Quote the whole listing exactly. Leave the pictures out of your copy.

##### Available data

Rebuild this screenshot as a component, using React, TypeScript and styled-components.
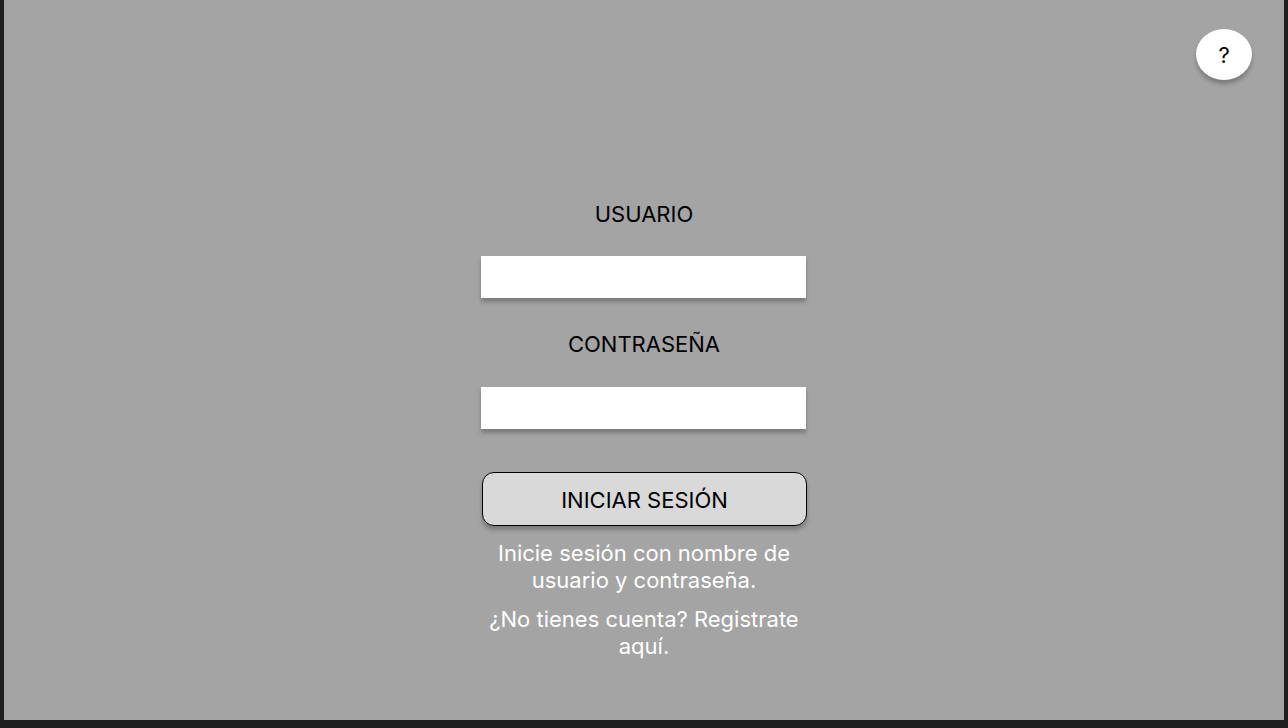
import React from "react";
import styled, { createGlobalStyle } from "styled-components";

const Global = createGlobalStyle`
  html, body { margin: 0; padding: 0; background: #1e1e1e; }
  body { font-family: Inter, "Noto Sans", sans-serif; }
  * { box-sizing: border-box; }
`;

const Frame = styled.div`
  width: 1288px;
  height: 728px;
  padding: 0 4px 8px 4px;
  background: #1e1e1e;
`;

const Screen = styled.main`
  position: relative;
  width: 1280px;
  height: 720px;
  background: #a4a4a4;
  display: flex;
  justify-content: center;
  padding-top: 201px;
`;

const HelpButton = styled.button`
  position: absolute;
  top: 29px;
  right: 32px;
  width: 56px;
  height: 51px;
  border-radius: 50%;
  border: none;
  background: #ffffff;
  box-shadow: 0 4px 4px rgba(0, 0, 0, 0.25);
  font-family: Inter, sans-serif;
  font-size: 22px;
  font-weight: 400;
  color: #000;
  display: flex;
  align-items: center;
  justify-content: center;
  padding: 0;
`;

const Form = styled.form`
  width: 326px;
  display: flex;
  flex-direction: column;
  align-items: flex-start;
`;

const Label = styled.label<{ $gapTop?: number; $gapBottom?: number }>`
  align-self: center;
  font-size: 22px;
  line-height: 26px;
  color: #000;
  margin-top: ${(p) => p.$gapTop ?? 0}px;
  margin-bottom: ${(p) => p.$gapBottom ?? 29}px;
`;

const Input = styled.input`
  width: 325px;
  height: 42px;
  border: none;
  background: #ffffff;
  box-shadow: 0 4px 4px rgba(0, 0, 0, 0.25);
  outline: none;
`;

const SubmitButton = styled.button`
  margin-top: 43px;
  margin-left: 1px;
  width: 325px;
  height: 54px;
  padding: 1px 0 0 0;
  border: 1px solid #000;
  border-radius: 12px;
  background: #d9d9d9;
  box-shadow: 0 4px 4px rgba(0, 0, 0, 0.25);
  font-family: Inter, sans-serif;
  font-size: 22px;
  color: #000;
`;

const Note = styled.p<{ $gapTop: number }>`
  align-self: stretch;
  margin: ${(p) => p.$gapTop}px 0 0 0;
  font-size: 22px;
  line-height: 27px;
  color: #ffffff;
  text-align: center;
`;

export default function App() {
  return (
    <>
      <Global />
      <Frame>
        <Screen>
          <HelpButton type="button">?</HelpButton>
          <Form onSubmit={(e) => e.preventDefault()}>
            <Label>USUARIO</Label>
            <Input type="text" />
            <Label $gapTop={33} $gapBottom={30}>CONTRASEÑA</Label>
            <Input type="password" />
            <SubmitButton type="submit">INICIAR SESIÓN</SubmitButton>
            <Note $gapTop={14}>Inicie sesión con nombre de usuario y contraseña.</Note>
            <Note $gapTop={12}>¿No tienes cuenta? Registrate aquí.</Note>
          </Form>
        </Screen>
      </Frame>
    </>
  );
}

##########

### Reply
Rebuild this screenshot as a component, using React, TypeScript and styled-components.
import React from "react";
import styled, { createGlobalStyle } from "styled-components";

const Global = createGlobalStyle`
  html, body { margin: 0; padding: 0; background: #1e1e1e; }
  body { font-family: Inter, "Noto Sans", sans-serif; }
  * { box-sizing: border-box; }
`;

const Frame = styled.div`
  width: 1288px;
  height: 728px;
  padding: 0 4px 8px 4px;
  background: #1e1e1e;
`;

const Screen = styled.main`
  position: relative;
  width: 1280px;
  height: 720px;
  background: #a4a4a4;
  display: flex;
  justify-content: center;
  padding-top: 201px;
`;

const HelpButton = styled.button`
  position: absolute;
  top: 29px;
  right: 32px;
  width: 56px;
  height: 51px;
  border-radius: 50%;
  border: none;
  background: #ffffff;
  box-shadow: 0 4px 4px rgba(0, 0, 0, 0.25);
  font-family: Inter, sans-serif;
  font-size: 22px;
  font-weight: 400;
  color: #000;
  display: flex;
  align-items: center;
  justify-content: center;
  padding: 0;
`;

const Form = styled.form`
  width: 326px;
  display: flex;
  flex-direction: column;
  align-items: flex-start;
`;

const Label = styled.label<{ $gapTop?: number; $gapBottom?: number }>`
  align-self: center;
  font-size: 22px;
  line-height: 26px;
  color: #000;
  margin-top: ${(p) => p.$gapTop ?? 0}px;
  margin-bottom: ${(p) => p.$gapBottom ?? 29}px;
`;

const Input = styled.input`
  width: 325px;
  height: 42px;
  border: none;
  background: #ffffff;
  box-shadow: 0 4px 4px rgba(0, 0, 0, 0.25);
  outline: none;
`;

const SubmitButton = styled.button`
  margin-top: 43px;
  margin-left: 1px;
  width: 325px;
  height: 54px;
  padding: 1px 0 0 0;
  border: 1px solid #000;
  border-radius: 12px;
  background: #d9d9d9;
  box-shadow: 0 4px 4px rgba(0, 0, 0, 0.25);
  font-family: Inter, sans-serif;
  font-size: 22px;
  color: #000;
`;

const Note = styled.p<{ $gapTop: number }>`
  align-self: stretch;
  margin: ${(p) => p.$gapTop}px 0 0 0;
  font-size: 22px;
  line-height: 27px;
  color: #ffffff;
  text-align: center;
`;

export default function App() {
  return (
    <>
      <Global />
      <Frame>
        <Screen>
          <HelpButton type="button">?</HelpButton>
          <Form onSubmit={(e) => e.preventDefault()}>
            <Label>USUARIO</Label>
            <Input type="text" />
            <Label $gapTop={33} $gapBottom={30}>CONTRASEÑA</Label>
            <Input type="password" />
            <SubmitButton type="submit">INICIAR SESIÓN</SubmitButton>
            <Note $gapTop={14}>Inicie sesión con nombre de usuario y contraseña.</Note>
            <Note $gapTop={12}>¿No tienes cuenta? Registrate aquí.</Note>
          </Form>
        </Screen>
      </Frame>
    </>
  );
}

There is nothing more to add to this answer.